◆ STATED GOAL
Faithfully return all lines, omitting every embedded picture.

▼▼▼

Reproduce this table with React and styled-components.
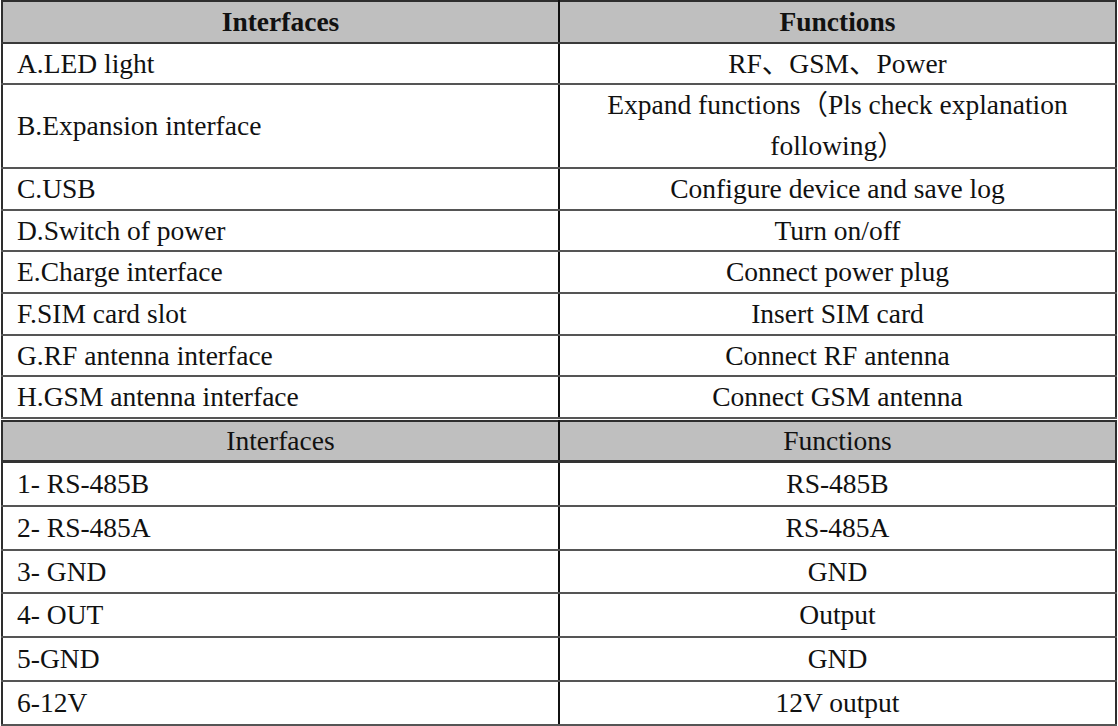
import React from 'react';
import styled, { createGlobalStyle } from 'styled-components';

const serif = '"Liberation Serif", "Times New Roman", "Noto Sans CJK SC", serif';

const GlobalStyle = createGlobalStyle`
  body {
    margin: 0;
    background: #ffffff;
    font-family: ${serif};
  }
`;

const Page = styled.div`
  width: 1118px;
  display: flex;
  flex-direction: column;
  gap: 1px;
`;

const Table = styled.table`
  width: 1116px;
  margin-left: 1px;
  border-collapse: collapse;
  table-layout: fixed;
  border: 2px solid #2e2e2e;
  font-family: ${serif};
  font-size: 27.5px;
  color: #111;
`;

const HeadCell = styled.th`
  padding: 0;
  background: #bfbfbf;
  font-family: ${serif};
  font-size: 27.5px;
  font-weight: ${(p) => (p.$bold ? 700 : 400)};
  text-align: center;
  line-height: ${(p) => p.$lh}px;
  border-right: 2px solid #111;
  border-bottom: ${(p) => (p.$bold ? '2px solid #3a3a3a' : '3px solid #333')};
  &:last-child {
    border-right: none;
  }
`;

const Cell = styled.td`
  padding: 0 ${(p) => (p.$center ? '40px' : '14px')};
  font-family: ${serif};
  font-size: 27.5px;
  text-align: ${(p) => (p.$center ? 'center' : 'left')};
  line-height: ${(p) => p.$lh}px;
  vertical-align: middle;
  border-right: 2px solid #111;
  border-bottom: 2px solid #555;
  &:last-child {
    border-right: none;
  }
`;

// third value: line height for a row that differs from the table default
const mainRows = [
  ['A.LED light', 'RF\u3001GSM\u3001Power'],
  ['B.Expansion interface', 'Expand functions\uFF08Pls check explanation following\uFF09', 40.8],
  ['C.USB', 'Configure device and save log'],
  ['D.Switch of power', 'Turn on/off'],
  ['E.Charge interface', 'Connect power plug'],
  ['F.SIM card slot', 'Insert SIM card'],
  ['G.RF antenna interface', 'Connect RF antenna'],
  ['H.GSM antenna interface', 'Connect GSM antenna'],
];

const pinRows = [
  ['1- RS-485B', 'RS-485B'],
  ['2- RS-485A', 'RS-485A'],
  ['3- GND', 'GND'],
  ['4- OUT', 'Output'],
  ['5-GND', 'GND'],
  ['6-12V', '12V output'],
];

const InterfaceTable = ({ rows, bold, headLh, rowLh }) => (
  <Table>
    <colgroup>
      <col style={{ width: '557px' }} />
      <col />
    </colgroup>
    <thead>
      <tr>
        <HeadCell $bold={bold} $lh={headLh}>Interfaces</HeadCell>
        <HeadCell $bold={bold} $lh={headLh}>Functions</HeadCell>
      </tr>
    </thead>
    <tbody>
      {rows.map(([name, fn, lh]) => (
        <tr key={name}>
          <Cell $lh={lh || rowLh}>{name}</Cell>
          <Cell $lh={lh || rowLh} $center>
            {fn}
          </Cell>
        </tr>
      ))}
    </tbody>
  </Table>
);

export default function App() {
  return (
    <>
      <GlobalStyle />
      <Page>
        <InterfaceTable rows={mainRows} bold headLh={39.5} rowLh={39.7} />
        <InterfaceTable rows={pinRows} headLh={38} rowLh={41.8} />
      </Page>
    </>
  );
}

▲▲▲

◆ THE REPLY
Reproduce this table with React and styled-components.
import React from 'react';
import styled, { createGlobalStyle } from 'styled-components';

const serif = '"Liberation Serif", "Times New Roman", "Noto Sans CJK SC", serif';

const GlobalStyle = createGlobalStyle`
  body {
    margin: 0;
    background: #ffffff;
    font-family: ${serif};
  }
`;

const Page = styled.div`
  width: 1118px;
  display: flex;
  flex-direction: column;
  gap: 1px;
`;

const Table = styled.table`
  width: 1116px;
  margin-left: 1px;
  border-collapse: collapse;
  table-layout: fixed;
  border: 2px solid #2e2e2e;
  font-family: ${serif};
  font-size: 27.5px;
  color: #111;
`;

const HeadCell = styled.th`
  padding: 0;
  background: #bfbfbf;
  font-family: ${serif};
  font-size: 27.5px;
  font-weight: ${(p) => (p.$bold ? 700 : 400)};
  text-align: center;
  line-height: ${(p) => p.$lh}px;
  border-right: 2px solid #111;
  border-bottom: ${(p) => (p.$bold ? '2px solid #3a3a3a' : '3px solid #333')};
  &:last-child {
    border-right: none;
  }
`;

const Cell = styled.td`
  padding: 0 ${(p) => (p.$center ? '40px' : '14px')};
  font-family: ${serif};
  font-size: 27.5px;
  text-align: ${(p) => (p.$center ? 'center' : 'left')};
  line-height: ${(p) => p.$lh}px;
  vertical-align: middle;
  border-right: 2px solid #111;
  border-bottom: 2px solid #555;
  &:last-child {
    border-right: none;
  }
`;

// third value: line height for a row that differs from the table default
const mainRows = [
  ['A.LED light', 'RF\u3001GSM\u3001Power'],
  ['B.Expansion interface', 'Expand functions\uFF08Pls check explanation following\uFF09', 40.8],
  ['C.USB', 'Configure device and save log'],
  ['D.Switch of power', 'Turn on/off'],
  ['E.Charge interface', 'Connect power plug'],
  ['F.SIM card slot', 'Insert SIM card'],
  ['G.RF antenna interface', 'Connect RF antenna'],
  ['H.GSM antenna interface', 'Connect GSM antenna'],
];

const pinRows = [
  ['1- RS-485B', 'RS-485B'],
  ['2- RS-485A', 'RS-485A'],
  ['3- GND', 'GND'],
  ['4- OUT', 'Output'],
  ['5-GND', 'GND'],
  ['6-12V', '12V output'],
];

const InterfaceTable = ({ rows, bold, headLh, rowLh }) => (
  <Table>
    <colgroup>
      <col style={{ width: '557px' }} />
      <col />
    </colgroup>
    <thead>
      <tr>
        <HeadCell $bold={bold} $lh={headLh}>Interfaces</HeadCell>
        <HeadCell $bold={bold} $lh={headLh}>Functions</HeadCell>
      </tr>
    </thead>
    <tbody>
      {rows.map(([name, fn, lh]) => (
        <tr key={name}>
          <Cell $lh={lh || rowLh}>{name}</Cell>
          <Cell $lh={lh || rowLh} $center>
            {fn}
          </Cell>
        </tr>
      ))}
    </tbody>
  </Table>
);

export default function App() {
  return (
    <>
      <GlobalStyle />
      <Page>
        <InterfaceTable rows={mainRows} bold headLh={39.5} rowLh={39.7} />
        <InterfaceTable rows={pinRows} headLh={38} rowLh={41.8} />
      </Page>
    </>
  );
}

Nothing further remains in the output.